Mary SeemanThe inauguration of the Tapscott Chair in Schizophrenia at the University of Toronto took place in 1997. I occupied the Chair for the first three years. At that time, second generation antipsychotic drugs were relatively new and considerable energy on the part of our group went into discovering how these drugs could be effective without producing the secondary effects associated with the older drugs. To this end, basic and clinical psychopharmacology techniques, genetic strategies, and PET imaging techniques were used to determine the neurotransmitters involved and the specific receptor affinity of the various drugs. It was determined that dopamine was principally involved, that the occupancy of 60-80% of dopamine D2 receptors was needed for clinical effectiveness, and that higher occupancy in the striatum of the brain resulted in extrapyramidal effects. The effective dose of the second generation drugs also occupied the same percent of receptors but did so for briefer periods of time. In other words, the drug molecules did their work and slid off the receptor, the so-called ‘fast-off’ concept. The study of receptor dimers and animal models led to the speculation that a supersensitive state of D2 receptors, D2high receptors, were elevated in psychotic states and, when occupied by drug for sufficient periods of time during a 24 hour period, led to the abatement of psychotic symptoms. This mechanism of action, discovered at the University of Toronto, has deepened the understanding of drug action and has helped drug development.
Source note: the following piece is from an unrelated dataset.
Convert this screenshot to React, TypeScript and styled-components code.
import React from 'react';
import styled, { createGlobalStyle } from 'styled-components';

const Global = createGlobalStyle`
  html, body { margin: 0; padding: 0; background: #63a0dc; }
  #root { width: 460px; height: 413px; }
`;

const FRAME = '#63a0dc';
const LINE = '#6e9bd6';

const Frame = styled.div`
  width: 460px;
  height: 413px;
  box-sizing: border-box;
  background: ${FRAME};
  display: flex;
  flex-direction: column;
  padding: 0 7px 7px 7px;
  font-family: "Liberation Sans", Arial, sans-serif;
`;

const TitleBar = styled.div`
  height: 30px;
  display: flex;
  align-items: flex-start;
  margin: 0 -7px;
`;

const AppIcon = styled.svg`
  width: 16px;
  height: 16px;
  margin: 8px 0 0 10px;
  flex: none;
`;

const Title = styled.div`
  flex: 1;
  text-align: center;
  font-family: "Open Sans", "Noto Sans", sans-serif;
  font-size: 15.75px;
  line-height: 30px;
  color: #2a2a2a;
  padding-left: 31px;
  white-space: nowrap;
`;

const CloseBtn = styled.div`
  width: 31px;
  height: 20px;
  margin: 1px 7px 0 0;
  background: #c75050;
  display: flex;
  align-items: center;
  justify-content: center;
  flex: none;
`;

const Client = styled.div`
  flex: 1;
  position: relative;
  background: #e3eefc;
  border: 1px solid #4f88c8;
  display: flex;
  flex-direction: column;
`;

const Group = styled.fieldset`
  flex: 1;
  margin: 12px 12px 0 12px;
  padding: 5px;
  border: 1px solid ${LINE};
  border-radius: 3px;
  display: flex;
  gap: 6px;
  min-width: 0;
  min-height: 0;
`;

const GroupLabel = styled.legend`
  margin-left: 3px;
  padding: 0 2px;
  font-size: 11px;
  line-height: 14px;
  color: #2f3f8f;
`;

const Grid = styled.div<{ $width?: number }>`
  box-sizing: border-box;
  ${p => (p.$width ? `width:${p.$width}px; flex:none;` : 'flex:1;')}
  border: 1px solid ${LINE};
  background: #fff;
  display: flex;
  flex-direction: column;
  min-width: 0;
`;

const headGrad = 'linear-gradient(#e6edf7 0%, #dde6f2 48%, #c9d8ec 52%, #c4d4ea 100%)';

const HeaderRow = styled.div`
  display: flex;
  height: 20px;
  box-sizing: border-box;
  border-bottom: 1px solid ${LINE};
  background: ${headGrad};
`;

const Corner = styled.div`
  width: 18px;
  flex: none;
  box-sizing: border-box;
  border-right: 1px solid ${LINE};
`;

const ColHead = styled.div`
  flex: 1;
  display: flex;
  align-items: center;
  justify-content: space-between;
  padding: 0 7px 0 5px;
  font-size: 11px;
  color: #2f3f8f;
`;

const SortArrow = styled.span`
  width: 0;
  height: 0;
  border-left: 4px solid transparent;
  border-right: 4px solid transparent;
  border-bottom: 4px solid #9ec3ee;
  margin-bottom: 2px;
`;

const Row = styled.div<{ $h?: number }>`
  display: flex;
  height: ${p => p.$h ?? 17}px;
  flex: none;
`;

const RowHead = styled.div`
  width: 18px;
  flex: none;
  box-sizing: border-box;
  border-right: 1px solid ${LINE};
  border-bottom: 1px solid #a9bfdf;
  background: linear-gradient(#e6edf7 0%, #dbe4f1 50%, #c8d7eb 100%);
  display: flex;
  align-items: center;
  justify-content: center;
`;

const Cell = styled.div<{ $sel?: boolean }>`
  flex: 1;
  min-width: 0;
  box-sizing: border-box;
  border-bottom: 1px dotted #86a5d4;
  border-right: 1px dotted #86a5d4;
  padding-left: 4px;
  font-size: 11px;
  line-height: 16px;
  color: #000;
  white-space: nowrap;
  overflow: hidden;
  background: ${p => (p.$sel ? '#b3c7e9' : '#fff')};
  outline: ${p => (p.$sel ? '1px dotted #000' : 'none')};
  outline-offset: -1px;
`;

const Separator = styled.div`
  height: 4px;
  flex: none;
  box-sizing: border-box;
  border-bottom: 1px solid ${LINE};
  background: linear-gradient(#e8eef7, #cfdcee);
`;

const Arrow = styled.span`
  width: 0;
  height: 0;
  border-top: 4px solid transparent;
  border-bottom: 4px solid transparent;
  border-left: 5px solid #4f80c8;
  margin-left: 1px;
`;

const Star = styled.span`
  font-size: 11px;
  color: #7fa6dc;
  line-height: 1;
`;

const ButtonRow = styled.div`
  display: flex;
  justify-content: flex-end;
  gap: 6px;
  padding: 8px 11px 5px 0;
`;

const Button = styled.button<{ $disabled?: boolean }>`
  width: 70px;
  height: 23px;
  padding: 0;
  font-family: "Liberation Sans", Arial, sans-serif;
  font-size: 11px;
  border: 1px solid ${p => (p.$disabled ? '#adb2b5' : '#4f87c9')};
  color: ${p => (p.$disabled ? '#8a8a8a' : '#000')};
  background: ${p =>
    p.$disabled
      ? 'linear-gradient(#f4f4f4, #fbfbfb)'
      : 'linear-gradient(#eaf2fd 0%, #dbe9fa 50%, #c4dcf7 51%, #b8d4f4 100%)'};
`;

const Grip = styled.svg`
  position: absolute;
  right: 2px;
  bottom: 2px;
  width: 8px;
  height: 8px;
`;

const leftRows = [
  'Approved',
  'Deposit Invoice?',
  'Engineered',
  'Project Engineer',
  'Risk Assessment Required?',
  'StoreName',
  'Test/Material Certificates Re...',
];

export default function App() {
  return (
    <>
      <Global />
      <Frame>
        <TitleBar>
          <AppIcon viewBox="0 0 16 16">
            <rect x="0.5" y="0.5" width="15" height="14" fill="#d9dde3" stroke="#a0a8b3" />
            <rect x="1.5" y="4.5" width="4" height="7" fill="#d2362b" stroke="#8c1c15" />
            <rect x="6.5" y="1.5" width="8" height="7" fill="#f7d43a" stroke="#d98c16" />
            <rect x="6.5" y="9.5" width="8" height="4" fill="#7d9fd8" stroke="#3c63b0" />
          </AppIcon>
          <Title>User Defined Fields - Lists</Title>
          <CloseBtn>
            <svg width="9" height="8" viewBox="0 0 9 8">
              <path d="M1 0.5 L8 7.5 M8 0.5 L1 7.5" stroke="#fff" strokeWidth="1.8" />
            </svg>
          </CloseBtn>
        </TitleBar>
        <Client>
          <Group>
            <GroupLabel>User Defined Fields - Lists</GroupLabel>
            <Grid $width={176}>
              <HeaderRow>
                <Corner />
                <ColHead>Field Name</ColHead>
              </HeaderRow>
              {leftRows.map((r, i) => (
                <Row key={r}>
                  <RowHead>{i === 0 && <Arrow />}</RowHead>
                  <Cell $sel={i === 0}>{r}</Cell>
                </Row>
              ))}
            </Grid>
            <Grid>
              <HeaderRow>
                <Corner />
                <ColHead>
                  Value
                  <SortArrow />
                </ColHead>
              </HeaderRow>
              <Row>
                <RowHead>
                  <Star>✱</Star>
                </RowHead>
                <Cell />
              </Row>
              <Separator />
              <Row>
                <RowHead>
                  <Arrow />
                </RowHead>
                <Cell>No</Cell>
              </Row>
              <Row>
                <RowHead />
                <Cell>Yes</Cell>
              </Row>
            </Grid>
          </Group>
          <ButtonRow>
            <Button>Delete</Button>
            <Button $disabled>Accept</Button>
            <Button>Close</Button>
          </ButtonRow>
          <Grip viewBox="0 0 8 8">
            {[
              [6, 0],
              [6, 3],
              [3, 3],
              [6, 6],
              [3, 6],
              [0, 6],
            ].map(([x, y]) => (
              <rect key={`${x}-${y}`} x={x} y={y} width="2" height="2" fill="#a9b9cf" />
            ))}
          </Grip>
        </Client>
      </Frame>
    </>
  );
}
It was recognized in 1997 that the course of schizophrenia differed in women and men. Most notably, initial episodes of illness occurred earlier in men and late onset schizophrenia, over the age of 45, occurred primarily in women. The University of Toronto spearheaded an interest in male/female differences that led to investigations into hormonal effects on the brain dopamine system, inquiry into long-term effects of birth injury and trauma, demographics of substance use in adolescence, and reproductive effects on illness course in women. A clinical focus on antipsychotic response differences in men and women followed, as well as investigations on antipsychotic side-effects that impact on women, especially on pregnancy and lactation, fetal growth and on the neonate. Scholarship in domestic abuse, postpartum illness, parenting with schizophrenia and legal/ethical issues of child custody grew out of the focus on women. The study of male/female differences led to the development of clinical treatment guidelines and clinical trial research guidelines.
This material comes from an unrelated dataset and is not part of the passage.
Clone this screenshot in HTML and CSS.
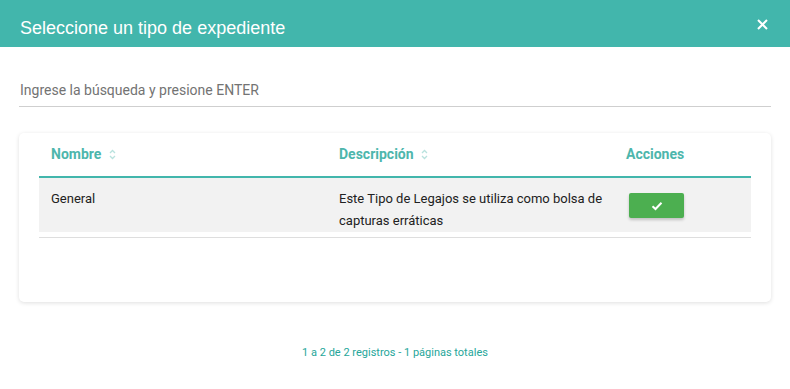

The University of Toronto developed a subspecialty in First Episode schizophrenia and an interest in the at-risk state. Visualizing cognitive strategies used by patients in precursor states of illness and premorbid states shed light on brain connectivity and defect. States of avolition and  apathy, so-called ‘negative schizophrenia,’ for which no effective treatment existed, were monitored  and investigated, as was ‘lack of insight,’ a cardinal feature of schizophrenia. Cognitive impairment in schizophrenia emerged as a core problem.
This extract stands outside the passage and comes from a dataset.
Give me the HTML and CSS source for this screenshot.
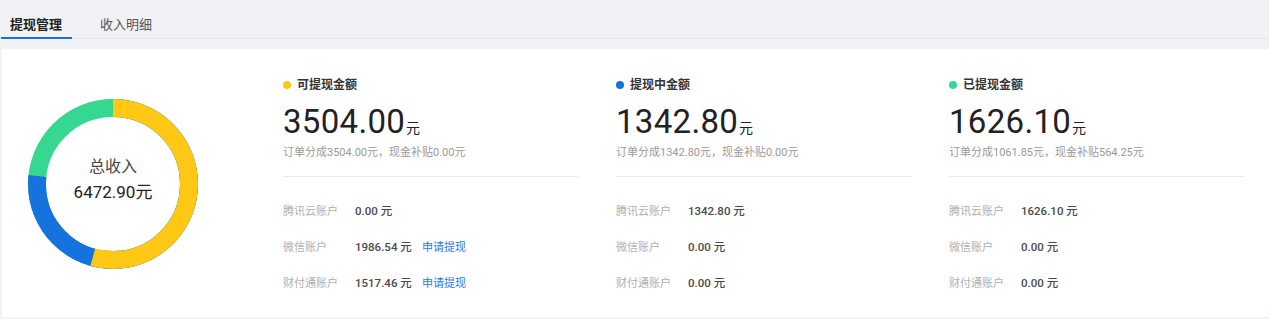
FILE: index.html
```html
<!DOCTYPE html>
<html lang="zh">
<head>
<meta charset="utf-8">
<link rel="stylesheet" href="styles.css">
</head>
<body>
<div class="tabs">
  <div class="tab active">提现管理</div>
  <div class="tab">收入明细</div>
</div>
<div class="panel">
  <div class="chart">
    <svg class="donut" width="170" height="170" viewBox="0 0 170 170">
      <g transform="rotate(-90 85 85)">
        <circle cx="85" cy="85" r="76" fill="none" stroke="#36d790" stroke-width="18"/>
        <circle cx="85" cy="85" r="76" fill="none" stroke="#1672dc" stroke-width="18" stroke-dasharray="0 0 365.7 477.5" />
        <circle cx="85" cy="85" r="76" fill="none" stroke="#ffc815" stroke-width="18" stroke-dasharray="258.9 218.6"/>
      </g>
    </svg>
    <div class="donut-text">
      <div class="donut-label">总收入</div>
      <div class="donut-value">6472.90元</div>
    </div>
  </div>
  <div class="cols">
    <div class="col">
      <div class="title"><span class="dot yellow"></span>可提现金额</div>
      <div class="big">3504.00<span class="unit">元</span></div>
      <div class="sub">订单分成3504.00元，现金补贴0.00元</div>
      <div class="sep"></div>
      <div class="row"><span class="lbl">腾讯云账户</span><span class="val">0.00 元</span></div>
      <div class="row"><span class="lbl">微信账户</span><span class="val">1986.54 元</span><a class="link">申请提现</a></div>
      <div class="row"><span class="lbl">财付通账户</span><span class="val">1517.46 元</span><a class="link">申请提现</a></div>
    </div>
    <div class="col">
      <div class="title"><span class="dot blue"></span>提现中金额</div>
      <div class="big">1342.80<span class="unit">元</span></div>
      <div class="sub">订单分成1342.80元，现金补贴0.00元</div>
      <div class="sep"></div>
      <div class="row"><span class="lbl">腾讯云账户</span><span class="val">1342.80 元</span></div>
      <div class="row"><span class="lbl">微信账户</span><span class="val">0.00 元</span></div>
      <div class="row"><span class="lbl">财付通账户</span><span class="val">0.00 元</span></div>
    </div>
    <div class="col">
      <div class="title"><span class="dot green"></span>已提现金额</div>
      <div class="big">1626.10<span class="unit">元</span></div>
      <div class="sub">订单分成1061.85元，现金补贴564.25元</div>
      <div class="sep"></div>
      <div class="row"><span class="lbl">腾讯云账户</span><span class="val">1626.10 元</span></div>
      <div class="row"><span class="lbl">微信账户</span><span class="val">0.00 元</span></div>
      <div class="row"><span class="lbl">财付通账户</span><span class="val">0.00 元</span></div>
    </div>
  </div>
</div>
</body>
</html>
```
FILE: styles.css
```css
* { box-sizing: border-box; }
html, body { margin: 0; padding: 0; }
body {
  background: #f1f2f6;
  font-family: Roboto, "Noto Sans CJK SC", sans-serif;
  color: #333;
  width: 1269px;
  height: 319px;
  overflow: hidden;
}
.tabs {
  display: flex;
  height: 39px;
  border-bottom: 1px solid #e4e6ec;
  padding-left: 1px;
}
.tab {
  font-size: 13px;
  line-height: 16px;
  padding: 17px 0 0 9px;
  width: 71px;
  color: #555;
  margin-right: 19px;
}
.tab.active {
  color: #222;
  font-weight: bold;
  border-bottom: 2px solid #1a6fe6;
  height: 39px;
  margin-bottom: -1px;
}
.panel {
  margin: 10px 0 0 2px;
  background: #fff;
  height: 268px;
  display: flex;
}
.chart {
  position: relative;
  margin: 50px 0 0 26px;
  width: 170px;
  height: 170px;
}
.donut { display: block; }
.donut-text {
  position: absolute;
  inset: 0;
  display: flex;
  flex-direction: column;
  align-items: center;
  justify-content: center;
  padding-bottom: 8px;
}
.donut-label { font-size: 16px; line-height: 22px; color: #444; }
.donut-value { font-size: 17px; line-height: 24px; color: #222; margin-top: 2px; }
.cols {
  display: flex;
  gap: 38px;
  margin-left: 85px;
  padding-top: 28px;
}
.col { width: 295px; }
.title {
  display: flex;
  align-items: center;
  font-size: 12px;
  line-height: 16px;
  font-weight: bold;
  color: #333;
}
.dot {
  width: 8px;
  height: 8px;
  border-radius: 50%;
  margin-right: 6px;
}
.yellow { background: #ffc619; }
.blue { background: #1672dc; }
.green { background: #36d790; }
.big {
  font-size: 33px;
  line-height: 33px;
  color: #222;
  margin-top: 12px;
  letter-spacing: 0.3px;
}
.unit { font-size: 14px; margin-left: 1px; }
.sub {
  font-size: 11px;
  line-height: 16px;
  color: #9a9a9a;
}
.sep {
  height: 1px;
  background: #e8e8e8;
  margin-top: 15px;
  margin-bottom: 15px;
}
.row {
  display: flex;
  align-items: center;
  height: 36px;
  font-size: 11px;
}
.lbl { width: 72px; color: #b0b0b0; }
.val { font-size: 11.5px; font-weight: 500; color: #4a4a4a; width: 67px; }
.link { color: #2a76f0; cursor: pointer; }
```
A well-developed clinical psychopharmacology unit dealt with issues of adherence to medication regimens, incomplete response, the obesity and metabolic problems that resulted from longer term use of second generation drugs and sedentary life styles, the death rate both from suicide and from cardiovascular side-effects, substance abuse (including high rates of smoking), and violence. Individual responses to antipsychotics and individual vulnerability to specific side-effects was studied with molecular genetic techniques.

The University of Toronto group was one of the first to conduct studies on patients with the 22 q deletion syndrome, where 30% of those with this genetic syndrome develop signs and symptoms of schizophrenia. Although most patients suffering from schizophrenia do not have identifiable causative genetic mutations, there is a high rate of mutations among the schizophrenia population and this particular subtype has helped to discover etiologic and pathogenenic mechanisms that may be common to other types of schizophrenia.

It was an honour to serve as the first Tapscott Chair 1997-2000, during a period of ferment and discovery.